Can The ECB Cut More Than Expected
Written by A Forex View From Afar on Thursday, March 05, 2009Tomorrow morning every market participant expects the ECB to reduce the overnight lending rate by 50 basis points, down to 1.50%.
The road to such a low rate was somewhat lengthy for the European Central Bank, compared with the other major central banks, of which almost all are preparing to adopt a quantitative easing strategy.
Until now, the foremost members of the ECB’s voting council have excluded the possibility for very low interest rates. In their opinion, low, real, inter-banking rates would create a liquidity trap, which means that the central bank would reach the limits of monetary policy. At the same time, a liquidity trap would drain any lending in the inter-banking system because of the losses banks would have to take when they borrow or even when they lend. In other words, it would be cheaper for the bank to keep the money for itself than to lend it to another bank, something that has widespread negative effects in the real economy.

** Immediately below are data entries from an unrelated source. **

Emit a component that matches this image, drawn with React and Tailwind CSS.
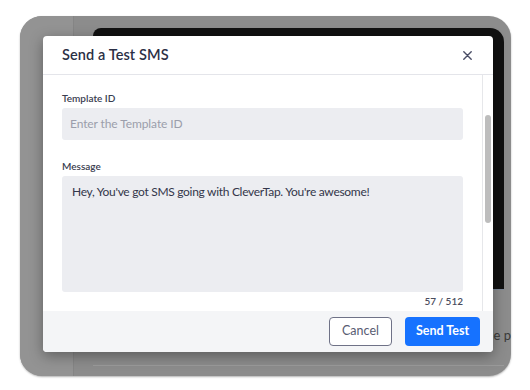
import React from "react";

export default function App() {
  return (
    <div className="w-[530px] h-[390px] bg-white pt-[16px] pl-[20px]" style={{ fontFamily: "Lato, 'Open Sans', sans-serif" }}>
      <div className="relative w-[491px] h-[360px] rounded-[22px] bg-[#8c8c8c] overflow-hidden flex shadow-[0_1px_2px_rgba(0,0,0,0.3)]">
        {/* dimmed sidebar */}
        <div className="w-[54px] h-full bg-[#939393] border-r border-[#858585]" />
        {/* dimmed main */}
        <div className="flex-1 flex flex-col pl-[19px] pt-[12px] pr-[7px]">
          <div className="h-[262px] bg-[#111111] rounded-tl-[8px] rounded-tr-[14px] border-b border-[#7f8a9a]" />
          <div className="flex-1 flex flex-col justify-between">
            <div className="flex justify-end pt-[36px] text-[13px] text-[#3a3a3a] -mr-[7px]">gle p</div>
            <div className="h-px bg-[#9a9a9a] mb-[10px]" />
          </div>
        </div>

        {/* modal */}
        <div className="absolute left-[23px] top-[20px] w-[450px] h-[316px] bg-white rounded-[4px] shadow-[0_4px_14px_rgba(0,0,0,0.35)] flex flex-col overflow-hidden">
          <div className="h-[39px] shrink-0 flex items-center justify-between pl-[19px] pr-[21px] border-b border-[#e4e5ea]">
            <div className="text-[14.5px] font-semibold text-[#2b2f45] tracking-[0.1px]">Send a Test SMS</div>
            <svg width="9" height="9" viewBox="0 0 9 9" className="mt-[1px]">
              <path d="M0.8 0.8L8.2 8.2M8.2 0.8L0.8 8.2" stroke="#4a4e66" strokeWidth="1.4" strokeLinecap="round" />
            </svg>
          </div>
          <div className="flex-1 flex min-h-0">
            <div className="flex-1 pl-[19px] pr-[19px] pt-[16px]">
              <div className="text-[10px] font-semibold text-[#3a3d4f] leading-[14px]">Template ID</div>
              <div className="mt-[3px] h-[32px] rounded-[3px] bg-[#ecedf1] flex items-center px-[8px] text-[12px] tracking-[-0.1px] text-[#9b9eab]">
                Enter the Template ID
              </div>
              <div className="mt-[19px] text-[10px] font-semibold text-[#3a3d4f] leading-[14px]">Message</div>
              <div className="mt-[3px] h-[116px] rounded-[3px] bg-[#ecedf1] px-[10px] pt-[7px] text-[12px] tracking-[-0.3px] text-[#33364a]">
                Hey, You've got SMS going with CleverTap. You're awesome!
              </div>
              <div className="mt-[2px] text-right text-[10px] leading-[14px] text-[#4a4d5e] font-semibold">57 / 512</div>
            </div>
            <div className="w-[11px] border-l border-[#e6e7ea] pt-[40px] pl-[2px]">
              <div className="w-[6px] h-[108px] rounded-full bg-[#bdbdbd]" />
            </div>
          </div>
          <div className="h-[41px] shrink-0 bg-[#f4f5f7] flex items-center justify-end gap-[13px] pr-[13px] pb-[1px]">
            <button className="h-[29px] w-[63px] rounded-[4px] border border-[#6f7287] bg-white text-[12.5px] text-[#585c72]">Cancel</button>
            <button className="h-[29px] w-[75px] rounded-[4px] bg-[#1672ff] text-[12.5px] font-bold text-white">Send Test</button>
          </div>
        </div>
      </div>
    </div>
  );
}
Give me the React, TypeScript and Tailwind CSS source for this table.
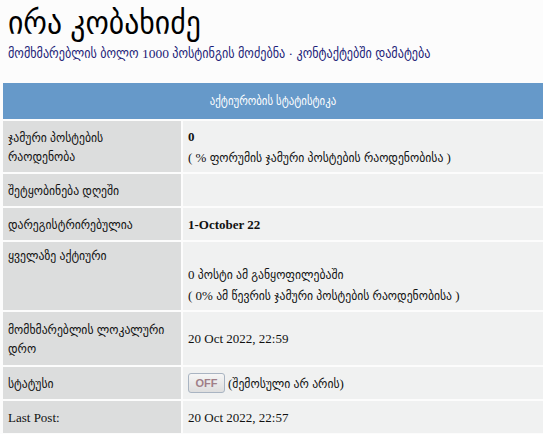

For this reason, the Eonia Swap market is pricing in a 0.75% interest rate in the following 3 to 12 months, after which traders expect the bank to begin to slowly raise the key interest rate. Interesting enough, the same Eonia Swap rate, which to some extent is the future market for the ECB rate, began to price in a 1.25% interest rate for tomorrow’s meeting, since the last part of January.
This means that the spread between the forecasted interest rate and the 1-week Eonia Swap rate is -25 basis points, the largest in the current rate cut cycle. This is a sign that prime banks, the ones that trade in the Euro-area inter-banking system, expect the ECB to cut 75 basis points tomorrow. At past meetings, the spread between the two rates was positive.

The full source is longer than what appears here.